Le fils du commandant
Récit rabbinique (Union soviétique, vers 1975)
Ce récit a été raconté au nom d'un rabbin ayant exercé ses fonctions au temps de l'Union soviétique. Sans être formellement interdite, la pratique de la circoncision était mal vue et les Juifs étaient souvent amenés à ne pas la faire parce que les conditions n'étaient pas réunies pour cela.
Comme le texte précédant, ce récit témoigne de l’attachement pour la mitsva de la circoncision que ressent tout juif, même extrêmement éloigné de toutes les autres mitsvot.
Le mohel entendit frapper à sa porte. Qui pouvait bien venir chez lui? se demanda-t-il. De fait, rares étaient ceux qui osaient braver la morale communiste de l'époque. Encore plus rares étaient ceux qui osaient faire circoncire leur fils. Il alla ouvrir et se retrouva devant un officier russe dont le gabarit était imposant. Il lui demanda ce qu'il lui voulait avec une certaine appréhension. Même en étant en règle, il était toujours possible d'être pris en défaut par suite de l'interprétation tatillonne et mal intentionnée de la loi.

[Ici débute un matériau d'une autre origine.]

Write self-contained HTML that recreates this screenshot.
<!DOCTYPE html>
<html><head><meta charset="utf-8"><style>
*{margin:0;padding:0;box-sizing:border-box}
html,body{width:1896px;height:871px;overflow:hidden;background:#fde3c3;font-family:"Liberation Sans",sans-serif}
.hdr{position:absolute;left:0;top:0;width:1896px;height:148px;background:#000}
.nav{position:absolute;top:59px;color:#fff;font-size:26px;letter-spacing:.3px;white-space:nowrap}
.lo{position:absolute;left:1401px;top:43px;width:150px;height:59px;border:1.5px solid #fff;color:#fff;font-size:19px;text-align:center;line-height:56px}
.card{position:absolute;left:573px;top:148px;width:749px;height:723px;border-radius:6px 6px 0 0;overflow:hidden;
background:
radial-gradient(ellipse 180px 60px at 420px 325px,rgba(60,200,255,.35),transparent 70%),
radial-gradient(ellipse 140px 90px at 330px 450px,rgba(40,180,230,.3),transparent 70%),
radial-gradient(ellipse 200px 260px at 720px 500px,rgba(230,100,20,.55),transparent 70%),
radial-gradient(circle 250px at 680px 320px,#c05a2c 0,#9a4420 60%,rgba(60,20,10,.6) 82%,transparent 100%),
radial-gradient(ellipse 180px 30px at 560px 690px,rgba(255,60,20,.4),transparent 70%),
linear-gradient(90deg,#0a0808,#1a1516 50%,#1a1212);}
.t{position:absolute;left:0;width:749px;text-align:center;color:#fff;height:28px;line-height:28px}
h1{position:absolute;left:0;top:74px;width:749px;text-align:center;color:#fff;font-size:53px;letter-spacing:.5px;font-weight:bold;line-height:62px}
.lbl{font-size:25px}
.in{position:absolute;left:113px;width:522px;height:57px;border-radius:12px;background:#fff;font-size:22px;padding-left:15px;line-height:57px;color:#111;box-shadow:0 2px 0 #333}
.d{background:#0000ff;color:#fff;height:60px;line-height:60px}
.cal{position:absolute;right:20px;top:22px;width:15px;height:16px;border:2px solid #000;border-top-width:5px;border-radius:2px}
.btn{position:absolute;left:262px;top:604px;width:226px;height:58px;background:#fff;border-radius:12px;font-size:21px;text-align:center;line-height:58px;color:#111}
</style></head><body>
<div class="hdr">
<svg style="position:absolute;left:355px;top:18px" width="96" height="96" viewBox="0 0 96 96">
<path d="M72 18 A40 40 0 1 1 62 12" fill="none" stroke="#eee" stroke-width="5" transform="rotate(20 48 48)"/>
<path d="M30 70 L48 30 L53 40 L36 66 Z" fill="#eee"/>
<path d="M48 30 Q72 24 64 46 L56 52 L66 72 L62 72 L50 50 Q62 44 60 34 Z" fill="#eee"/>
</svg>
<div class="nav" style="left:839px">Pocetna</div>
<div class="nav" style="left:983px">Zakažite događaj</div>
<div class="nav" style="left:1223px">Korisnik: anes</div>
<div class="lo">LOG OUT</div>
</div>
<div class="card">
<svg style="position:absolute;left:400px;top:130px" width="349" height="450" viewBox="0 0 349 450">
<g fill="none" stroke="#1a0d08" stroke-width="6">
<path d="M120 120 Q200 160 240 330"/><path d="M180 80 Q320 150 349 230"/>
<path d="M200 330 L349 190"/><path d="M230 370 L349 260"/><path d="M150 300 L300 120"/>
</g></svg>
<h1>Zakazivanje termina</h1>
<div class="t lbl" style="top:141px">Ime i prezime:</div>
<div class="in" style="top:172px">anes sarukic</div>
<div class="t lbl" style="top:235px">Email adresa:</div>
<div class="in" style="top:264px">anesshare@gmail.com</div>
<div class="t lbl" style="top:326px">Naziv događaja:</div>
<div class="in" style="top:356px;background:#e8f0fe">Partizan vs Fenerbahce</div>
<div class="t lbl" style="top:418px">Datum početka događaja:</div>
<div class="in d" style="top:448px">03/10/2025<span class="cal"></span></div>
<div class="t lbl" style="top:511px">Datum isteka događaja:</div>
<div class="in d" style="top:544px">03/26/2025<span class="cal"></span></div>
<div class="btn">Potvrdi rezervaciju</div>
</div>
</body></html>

L'officier le rassura: il n'avait rien contre lui. Il était seulement venu lui demander de circoncire son fils. La stupéfaction du mohel était grande, mais il posa les questions qu'il fallait: obtenant toute les assurances nécessaires sur la qualité de juive de la mère, il poursuivit la discussion et s'enquit des modalités pratiques pour circoncire l'enfant. L'officier lui indiqua l'adresse: l'appartement aurait la porte ouverte.
Inquiet par cette procédure peu usuelle susceptible de cacher un piège, le mohel n’avait pas avoir le choix. Il ne pouvait se soustraire à ses obligations : il lui fallait faire entrer cet enfant dans l'alliance d'Abraham. Secondé par un de ses amis, il trouva l'appartement, y entra, et procéda à la circoncision.
Quelques temps plus tard, l'officier frappa de nouveau à sa porte. Il le remercia pour la circoncision bien faite et n'ayant posé aucune complication médicale.
Alors, le mohel tint à lui poser une question qui le tracassait.
"Expliquez-moi pourquoi vous vous préoccupez de la circoncision de votre fils alors que vous êtes un important officier soviétique et comme tel, peu enclin à respecter les différentes mitsvot de la Torah? "
L'officier lui répondit laconiquement. C'était très simple. « Je suis juif et mon fils aussi. C’est pourquoi je le fais circoncire à huit jours, car c'est une vieille tradition familiale ».
Le mohel fut très ému de constater la force de l'attachement à cette mitsva particulière même chez des personnes très éloignées de la religion juive.